## Task requirements:
In the listing below, locate the lines bearing the word "components". Copy every one of them.

/---

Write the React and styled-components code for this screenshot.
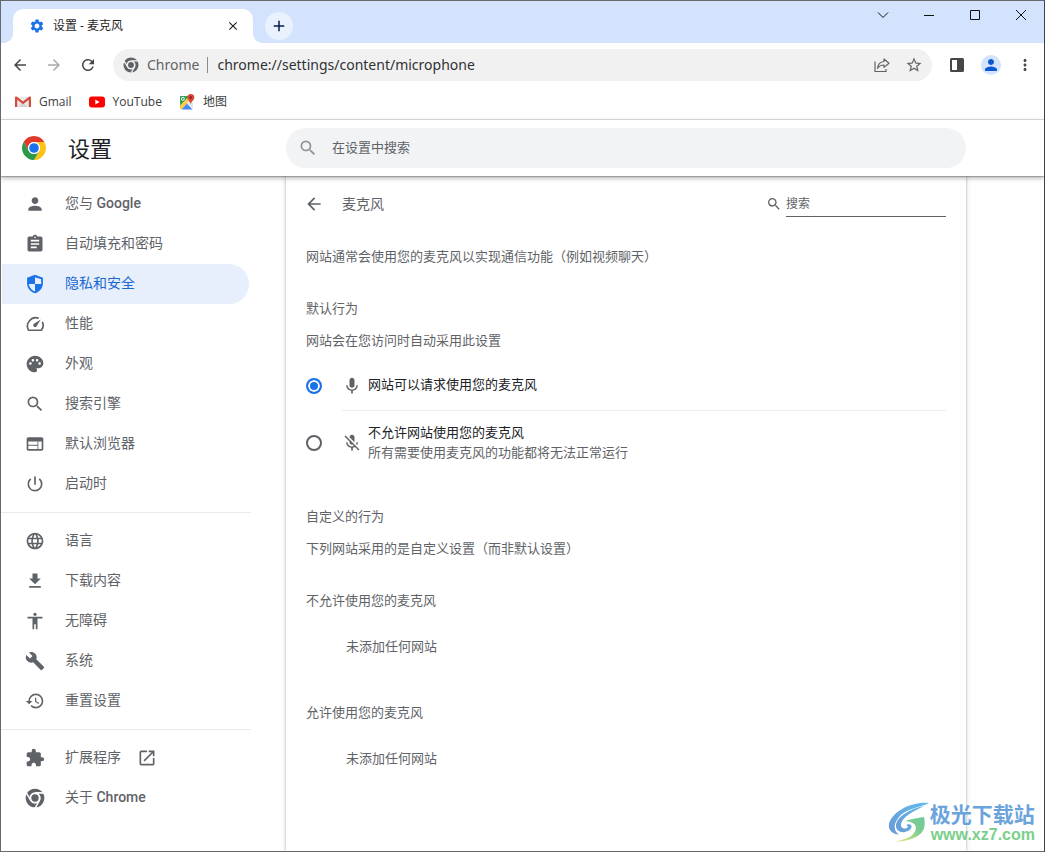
import React from "react";
import styled, { createGlobalStyle, css } from "styled-components";
import {
  MdSettings, MdClose, MdAdd, MdArrowBack, MdArrowForward, MdRefresh,
  MdStarOutline, MdPerson, MdMoreVert, MdSearch, MdAssignment, MdPalette,
  MdWeb, MdPowerSettingsNew, MdLanguage, MdFileDownload, MdAccessibility,
  MdBuild, MdRestore, MdExtension, MdOpenInNew, MdMic, MdMicOff,
} from "react-icons/md";

const uiFont = `"Open Sans", "Noto Sans CJK SC", sans-serif`;
const pageFont = `Roboto, "Noto Sans CJK SC", sans-serif`;

const GlobalStyle = createGlobalStyle`
  *, *::before, *::after { box-sizing: border-box; }
  body { margin: 0; background: #fff; }
  button, input { font: inherit; color: inherit; border: 0; padding: 0; background: none; outline: 0; }
  svg { display: block; flex: none; }
  h1, h2, h3, p { margin: 0; font-weight: 400; }
`;

/* ---------- browser frame ---------- */

const Window = styled.div`
  position: relative;
  display: flex;
  flex-direction: column;
  min-height: 100vh;
  border: 1px solid #68696d;
  border-right-color: #35464f;
  background: #fff;
  overflow: hidden;
  font-family: ${uiFont};
`;

const TabStrip = styled.div`
  display: flex;
  align-items: flex-start;
  height: 42px;
  padding-left: 12px;
  background: #d3e2fd;
`;

const Tab = styled.div`
  position: relative;
  display: flex;
  align-items: center;
  width: 240px;
  height: 34px;
  margin-top: 8px;
  padding: 0 12px 0 16px;
  gap: 8px;
  border-radius: 10px 10px 0 0;
  background: #fff;
  font-size: 12px;
  line-height: 16px;
  color: #1f1f1f;
  &::before, &::after {
    content: "";
    position: absolute;
    bottom: 0;
    width: 10px;
    height: 10px;
  }
  &::before { right: 100%; background: radial-gradient(circle at 0 0, transparent 10px, #fff 10px); }
  &::after { left: 100%; background: radial-gradient(circle at 100% 0, transparent 10px, #fff 10px); }
`;

const TabTitle = styled.span`
  flex: 1;
  white-space: nowrap;
`;

const IconButton = styled.button`
  display: flex;
  align-items: center;
  justify-content: center;
  flex: none;
  width: ${(p) => p.$w || 16}px;
  height: ${(p) => p.$h || p.$w || 16}px;
  color: ${(p) => p.$color || "#474747"};
  border-radius: ${(p) => (p.$fill ? "50%" : "0")};
  background: ${(p) => p.$fill || "none"};
`;

const NewTab = styled(IconButton)`
  margin: 11px auto 0 12px;
`;

const Toolbar = styled.div`
  display: flex;
  align-items: center;
  height: 44px;
  padding: 0 2px;
`;

const NavButtons = styled.div`
  display: flex;
  padding-right: 8px;
`;

const Omnibox = styled.div`
  display: flex;
  align-items: center;
  flex: 1;
  min-width: 0;
  height: 32px;
  padding: 0 2px 0 10px;
  border-radius: 16px;
  background: #f1f1f1;
  font-family: "Noto Sans", "Noto Sans CJK SC", sans-serif;
  font-size: 14px;
  line-height: 20px;
`;

const SiteChip = styled.span`
  margin-left: 8px;
  padding-right: 8px;
  line-height: 16px;
  border-right: 1px solid #8b8b8b;
  color: #5f6368;
`;

const UrlInput = styled.input`
  flex: 1;
  min-width: 0;
  margin-left: 9px;
  color: #303134;
`;

const ToolbarEnd = styled.div`
  display: flex;
  align-items: center;
  gap: 14px;
  padding-left: 15px;
  padding-right: 7px;
`;

const BookmarkBar = styled.nav`
  display: flex;
  align-items: center;
  gap: 17px;
  height: 33px;
  padding: 0 14px 3px;
  border-bottom: 1px solid #dedede;
`;

const Bookmark = styled.a`
  display: flex;
  align-items: center;
  gap: 8px;
  color: #3c4043;
  font-size: 12px;
  line-height: 20px;
  text-decoration: none;
`;

/* ---------- settings page ---------- */

const PageHeader = styled.header`
  position: relative;
  z-index: 1;
  display: flex;
  align-items: center;
  height: 56px;
  background: #fff;
  font-family: ${pageFont};
  box-shadow: 0 1px 1px rgba(0, 0, 0, 0.22), 0 2px 5px rgba(0, 0, 0, 0.3);
`;

const Brand = styled.div`
  display: flex;
  align-items: center;
  flex: 0 0 285px;
  gap: 22px;
  padding-left: 21px;
`;

const BrandTitle = styled.h1`
  padding-top: 4px;
  font-size: 22px;
  line-height: 28px;
  color: #202124;
`;

const SearchPill = styled.label`
  display: flex;
  align-items: center;
  flex: 0 1 680px;
  min-width: 0;
  height: 40px;
  padding: 0 12px;
  gap: 14px;
  border-radius: 20px;
  background: #f1f3f4;
  color: #909396;
  font-size: 13px;
  input {
    flex: 1;
    min-width: 0;
    padding-bottom: 2px;
    color: #5f6368;
  }
  input::placeholder { color: #5f6368; opacity: 1; }
`;

const Body = styled.div`
  display: flex;
  flex: 1;
  font-family: ${pageFont};
`;

const Sidebar = styled.nav`
  flex: 0 0 285px;
  padding: 8px 0;
`;

const MenuItem = styled.a`
  display: flex;
  align-items: center;
  width: 247px;
  height: 40px;
  margin-left: 1px;
  padding-left: 23px;
  border-radius: 0 20px 20px 0;
  color: #5f6368;
  font-size: 14px;
  line-height: 20px;
  text-decoration: none;
  ${(p) => p.$active && css`
    background: #e7effd;
    color: #1967d2;
  `}
`;

const MenuLabel = styled.span`
  margin: 0 16px 2px 20px;
`;

const Latin = styled.span`
  font-weight: 500;
`;

const MenuDivider = styled.hr`
  width: 250px;
  height: 1px;
  margin: 8px 0;
  border: 0;
  background: #e8eaed;
`;

const Main = styled.main`
  flex: 0 1 680px;
  min-width: 0;
  padding: 0 20px;
  background: #fff;
  box-shadow: 0 0 2px rgba(0, 0, 0, 0.28), 0 1px 6px rgba(0, 0, 0, 0.14);
  color: #5f6368;
  font-size: 13px;
  line-height: 20px;
`;

const SubpageHeader = styled.div`
  display: flex;
  align-items: center;
  height: 56px;
`;

const SubpageTitle = styled.h2`
  flex: 1;
  margin-left: 20px;
  font-size: 14px;
`;

const SubpageSearch = styled.label`
  display: flex;
  align-items: center;
  gap: 4px;
  font-size: 12px;
  input {
    width: 160px;
    height: 26px;
    border-bottom: 1px solid #5f6368;
  }
  input::placeholder { color: #5f6368; opacity: 1; }
`;

const Intro = styled.p`
  margin-top: 15px;
`;

const Section = styled.section`
  margin-top: 32px;
`;

const SectionTitle = styled.h3`
  font-size: 13px;
  line-height: 20px;
`;

const Note = styled.p`
  margin-top: 12px;
`;

const RadioList = styled.div`
  margin-top: 10px;
`;

const RadioRow = styled.label`
  display: flex;
  align-items: stretch;
  gap: 20px;
`;

const Radio = styled.input`
  appearance: none;
  align-self: center;
  flex: none;
  width: 16px;
  height: 16px;
  margin: 0;
  border: 2px solid #5f6368;
  border-radius: 50%;
  &:checked {
    border-color: #1a73e8;
    background: #1a73e8;
    box-shadow: inset 0 0 0 2px #fff;
  }
`;

const RadioContent = styled.span`
  display: flex;
  align-items: center;
  flex: 1;
  gap: 6px;
  min-height: ${(p) => (p.$tall ? 64 : 50)}px;
  border-bottom: ${(p) => (p.$line ? "1px solid #ececee" : "0")};
`;

const RadioText = styled.span`
  display: flex;
  flex-direction: column;
  margin-bottom: 1px;
  strong {
    font-weight: 400;
    color: #202124;
  }
`;

const SiteGroup = styled.section`
  margin-top: ${(p) => p.$gap || 32}px;
  p { margin: 26px 0 0 40px; }
`;

const Watermark = styled.div`
  position: absolute;
  right: 9px;
  bottom: 6px;
  display: flex;
  align-items: center;
  opacity: 0.9;
`;

const WatermarkText = styled.div`
  display: flex;
  flex-direction: column;
  span {
    font: 700 21px/24px "Noto Sans CJK SC", sans-serif;
    color: #5b9bd8;
  }
  small {
    margin-left: 1px;
    font: 700 16px/20px "Liberation Sans", sans-serif;
    color: #6ccb80;
  }
`;

/* ---------- drawings ---------- */

const ChromeMark = ({ size, mono, gap }) => {
  const c = mono ? [mono, mono, mono, mono] : ["#e2392b", "#fcc313", "#2a9a48", "#1a73e8"];
  const line = mono ? { stroke: gap, strokeWidth: 1.6 } : {};
  return (
    <svg width={size} height={size} viewBox="0 0 24 24" aria-hidden="true">
      <path fill={c[0]} {...line} d="M1.61 6A12 12 0 0 1 22.39 6H12A6 6 0 0 0 6.8 15Z" />
      <path fill={c[1]} {...line} d="M22.39 6A12 12 0 0 1 12 24L17.2 15A6 6 0 0 0 12 6Z" />
      <path fill={c[2]} {...line} d="M12 24A12 12 0 0 1 1.61 6L6.8 15A6 6 0 0 0 17.2 15Z" />
      <circle cx="12" cy="12" r="6" fill={gap || "#fff"} />
      <circle cx="12" cy="12" r={mono ? 4.4 : 4.8} fill={c[3]} />
    </svg>
  );
};

const GmailMark = () => (
  <svg width="16" height="16" viewBox="0 0 16 16" aria-hidden="true">
    <path fill="#e9e9e9" d="M2 3h12v10H2z" />
    <path fill="#d5d5d5" d="M3 13l5-4.5L13 13z" />
    <path fill="#d54b3d" d="M0 3.6C0 2.6 1.2 2 2 2.7L8 7.5l6-4.8c.8-.7 2-.1 2 .9V13h-2.2V5.700L8 10.300 2.200 5.700V13H0z" />
  </svg>
);

const YouTubeMark = () => (
  <svg width="16" height="16" viewBox="0 0 16 16" aria-hidden="true">
    <rect x="0" y="2.5" width="16" height="11" rx="3" fill="#f00" />
    <path fill="#fff" d="M6.3 5.6v4.8L10.6 8z" />
  </svg>
);

const MapsMark = () => (
  <svg width="16" height="16" viewBox="0 0 16 16" aria-hidden="true">
    <path fill="#2f9e56" d="M1 2h9.5L1 12z" />
    <path fill="#fbcb43" d="M1 15V11.5L10.5 2 12 5.5 3 15z" />
    <path fill="#e4e7ea" d="M10 6l4 3v6L8 9z" />
    <path fill="#4a89f3" d="M2.5 15.5L8 9.5l5.5 6z" />
    <circle cx="3.8" cy="4.8" r="1.5" fill="none" stroke="#fff" strokeWidth="1" />
    <path fill="#dc4437" d="M11.8 0a3.5 3.5 0 0 1 3.5 3.5c0 2.5-2.9 3.6-3.5 7-.6-3.4-3.5-4.5-3.5-7A3.5 3.5 0 0 1 11.8 0z" />
    <circle cx="11.8" cy="3.5" r="1.2" fill="#7c231b" />
  </svg>
);

const ShareMark = () => (
  <svg width="16" height="16" viewBox="0 0 16 16" fill="none" stroke="#5f6368" strokeWidth="1.2" aria-hidden="true">
    <path d="M1 4.5V14.5H12V12" />
    <path strokeLinejoin="round" d="M10 2l5 4.2-5 4.2V8C7 8 5 9 3.5 11.300 4 7.500 6.300 4.800 10 4.500z" />
  </svg>
);

const SidePanelMark = () => (
  <svg width="14" height="14" viewBox="0 0 14 14" aria-hidden="true">
    <path fill="#474747" fillRule="evenodd" d="M1.5 0h11A1.5 1.5 0 0 1 14 1.5v11a1.5 1.5 0 0 1-1.5 1.5h-11A1.5 1.5 0 0 1 0 12.5v-11A1.5 1.5 0 0 1 1.5 0zM2 2v10h5V2z" />
  </svg>
);

const WindowMark = ({ d }) => (
  <svg width="12" height="12" viewBox="0 0 12 12" fill="none" stroke="#111" strokeWidth="1" aria-hidden="true">
    <path d={d} />
  </svg>
);

const ShieldMark = () => (
  <svg width="20" height="20" viewBox="0 0 24 24" aria-hidden="true">
    <path fill="#1a73e8" fillRule="evenodd" d="M12 1l9.5 3.5V11c0 5.6-3.9 10.6-9.5 12-5.6-1.4-9.5-6.4-9.5-12V4.5zM12 3.8V12H4.7c.4 4 3.2 7.7 7.3 8.9V12h7.3c.1-.4.1-.8.1-1.2V6.2z" />
  </svg>
);

const GaugeMark = () => (
  <svg width="20" height="20" viewBox="0 0 24 24" fill="none" stroke="currentColor" aria-hidden="true">
    <path strokeWidth="2" strokeLinejoin="round" d="M16.5 5.2A10 10 0 0 0 4.3 19.5H19.7A10 10 0 0 0 20.8 9.3" />
    <path fill="currentColor" stroke="none" d="M19 6.5l-5.3 8.4a2.2 2.2 0 1 1-3.1-3.1z" />
  </svg>
);

const SiteLogo = () => (
  <svg width="42" height="42" viewBox="0 0 42 42" aria-hidden="true">
    <defs>
      <linearGradient id="swirlBlue" x1="0" y1="1" x2="1" y2="0">
        <stop offset="0" stopColor="#5a8fd2" />
        <stop offset="1" stopColor="#4fb4ea" />
      </linearGradient>
      <linearGradient id="swirlGreen" x1="0" y1="1" x2="1" y2="0">
        <stop offset="0" stopColor="#e2ea62" />
        <stop offset="0.6" stopColor="#72c887" />
        <stop offset="1" stopColor="#5cc48c" />
      </linearGradient>
    </defs>
    <path fill="url(#swirlBlue)" d="M41 1C25-1 4 9 1 22c-1 6 3 10 10 10.500C4 28 6 19 14 12 22 6 33 5 41 1z" />
    <path fill="url(#swirlBlue)" d="M36 4C24 6 9 14 8 23c-.5 5 4 8 9 7 4-.8 7-3.500 6.500-6-.4-2-3.500-2.500-5.500-.8 2.500 0 2.500 2.800-.5 3.300-3 .5-5-1.500-4.500-4.500C14 15 26 9 36 4z" />
    <path fill="url(#swirlGreen)" d="M17 19c7-2.500 13-3 19-4 2 9 0 16-8 20-6 3-14 5-22 4.500 10-1.500 18-4 21-10 2.500-5 0-10-10-10.500z" />
  </svg>
);

/* ---------- content ---------- */

const menu = [
  [
    { icon: <MdPerson size={20} />, label: <>您与 <Latin>Google</Latin></> },
    { icon: <MdAssignment size={20} />, label: "自动填充和密码" },
    { icon: <ShieldMark />, label: "隐私和安全", active: true },
    { icon: <GaugeMark />, label: "性能" },
    { icon: <MdPalette size={20} />, label: "外观" },
    { icon: <MdSearch size={20} />, label: "搜索引擎" },
    { icon: <MdWeb size={20} />, label: "默认浏览器" },
    { icon: <MdPowerSettingsNew size={20} />, label: "启动时" },
  ],
  [
    { icon: <MdLanguage size={20} />, label: "语言" },
    { icon: <MdFileDownload size={20} />, label: "下载内容" },
    { icon: <MdAccessibility size={20} />, label: "无障碍" },
    { icon: <MdBuild size={20} />, label: "系统" },
    { icon: <MdRestore size={20} />, label: "重置设置" },
  ],
  [
    { icon: <MdExtension size={20} />, label: "扩展程序", trailing: <MdOpenInNew size={20} /> },
    { icon: <ChromeMark size={20} mono="#5f6368" gap="#fff" />, label: <>关于 <Latin>Chrome</Latin></> },
  ],
];

const windowButtons = [
  ["搜索标签页", "M1 3.5L6 8.5L11 3.5"],
  ["最小化", "M1 6.5H11"],
  ["最大化", "M1.5 1.5H10.5V10.5H1.5Z"],
  ["关闭", "M1 1L11 11M11 1L1 11"],
];

export default function App() {
  return (
    <Window>
      <GlobalStyle />
      <TabStrip>
        <Tab>
          <MdSettings size={16} color="#1a73e8" />
          <TabTitle>设置 - 麦克风</TabTitle>
          <IconButton aria-label="关闭标签页" $color="#1f1f1f"><MdClose size={14} /></IconButton>
        </Tab>
        <NewTab aria-label="新标签页" $w={28} $fill="#e9f1fe" $color="#041e49"><MdAdd size={18} /></NewTab>
        {windowButtons.map(([name, d]) => (
          <IconButton key={name} aria-label={name} $w={46} $h={28}><WindowMark d={d} /></IconButton>
        ))}
      </TabStrip>

      <Toolbar>
        <NavButtons>
          <IconButton aria-label="后退" $w={34}><MdArrowBack size={18} /></IconButton>
          <IconButton aria-label="前进" $w={34} $color="#ababab"><MdArrowForward size={18} /></IconButton>
          <IconButton aria-label="重新加载" $w={34}><MdRefresh size={18} /></IconButton>
        </NavButtons>
        <Omnibox>
          <ChromeMark size={16} mono="#5f6368" gap="#f1f1f1" />
          <SiteChip>Chrome</SiteChip>
          <UrlInput aria-label="地址栏" defaultValue="chrome://settings/content/microphone" />
          <IconButton aria-label="分享" $w={32}><ShareMark /></IconButton>
          <IconButton aria-label="收藏" $w={32} $color="#5f6368"><MdStarOutline size={18} /></IconButton>
        </Omnibox>
        <ToolbarEnd>
          <IconButton aria-label="侧边栏" $w={20}><SidePanelMark /></IconButton>
          <IconButton aria-label="个人资料" $w={20} $fill="#d3e3fd" $color="#0b57d0"><MdPerson size={18} /></IconButton>
          <IconButton aria-label="更多" $w={20}><MdMoreVert size={18} /></IconButton>
        </ToolbarEnd>
      </Toolbar>

      <BookmarkBar>
        <Bookmark href="#gmail"><GmailMark />Gmail</Bookmark>
        <Bookmark href="#youtube"><YouTubeMark />YouTube</Bookmark>
        <Bookmark href="#maps"><MapsMark />地图</Bookmark>
      </BookmarkBar>

      <PageHeader>
        <Brand>
          <ChromeMark size={24} />
          <BrandTitle>设置</BrandTitle>
        </Brand>
        <SearchPill>
          <MdSearch size={20} />
          <input type="text" aria-label="在设置中搜索" placeholder="在设置中搜索" />
        </SearchPill>
      </PageHeader>

      <Body>
        <Sidebar>
          {menu.map((group, i) => (
            <React.Fragment key={i}>
              {i > 0 && <MenuDivider />}
              {group.map((item, j) => (
                <MenuItem key={j} href="#menu" $active={item.active}>
                  {item.icon}
                  <MenuLabel>{item.label}</MenuLabel>
                  {item.trailing}
                </MenuItem>
              ))}
            </React.Fragment>
          ))}
        </Sidebar>

        <Main>
          <SubpageHeader>
            <IconButton aria-label="返回" $color="#5f6368"><MdArrowBack size={20} /></IconButton>
            <SubpageTitle>麦克风</SubpageTitle>
            <SubpageSearch>
              <MdSearch size={16} />
              <input type="text" aria-label="搜索" placeholder="搜索" />
            </SubpageSearch>
          </SubpageHeader>

          <Intro>网站通常会使用您的麦克风以实现通信功能（例如视频聊天）</Intro>

          <Section>
            <SectionTitle>默认行为</SectionTitle>
            <Note>网站会在您访问时自动采用此设置</Note>
            <RadioList>
              <RadioRow>
                <Radio type="radio" name="mic" defaultChecked />
                <RadioContent $line>
                  <MdMic size={20} />
                  <RadioText><strong>网站可以请求使用您的麦克风</strong></RadioText>
                </RadioContent>
              </RadioRow>
              <RadioRow>
                <Radio type="radio" name="mic" />
                <RadioContent $tall>
                  <MdMicOff size={20} />
                  <RadioText>
                    <strong>不允许网站使用您的麦克风</strong>
                    <span>所有需要使用麦克风的功能都将无法正常运行</span>
                  </RadioText>
                </RadioContent>
              </RadioRow>
            </RadioList>
          </Section>

          <Section>
            <SectionTitle>自定义的行为</SectionTitle>
            <Note>下列网站采用的是自定义设置（而非默认设置）</Note>
          </Section>

          <SiteGroup>
            <SectionTitle>不允许使用您的麦克风</SectionTitle>
            <p>未添加任何网站</p>
          </SiteGroup>
          <SiteGroup $gap={46}>
            <SectionTitle>允许使用您的麦克风</SectionTitle>
            <p>未添加任何网站</p>
          </SiteGroup>
        </Main>
      </Body>

      <Watermark>
        <SiteLogo />
        <WatermarkText>
          <span>极光下载站</span>
          <small>www.xz7.com</small>
        </WatermarkText>
      </Watermark>
    </Window>
  );
}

\---

## Task solution:
Write the React and styled-components code for this screenshot.
import styled, { createGlobalStyle, css } from "styled-components";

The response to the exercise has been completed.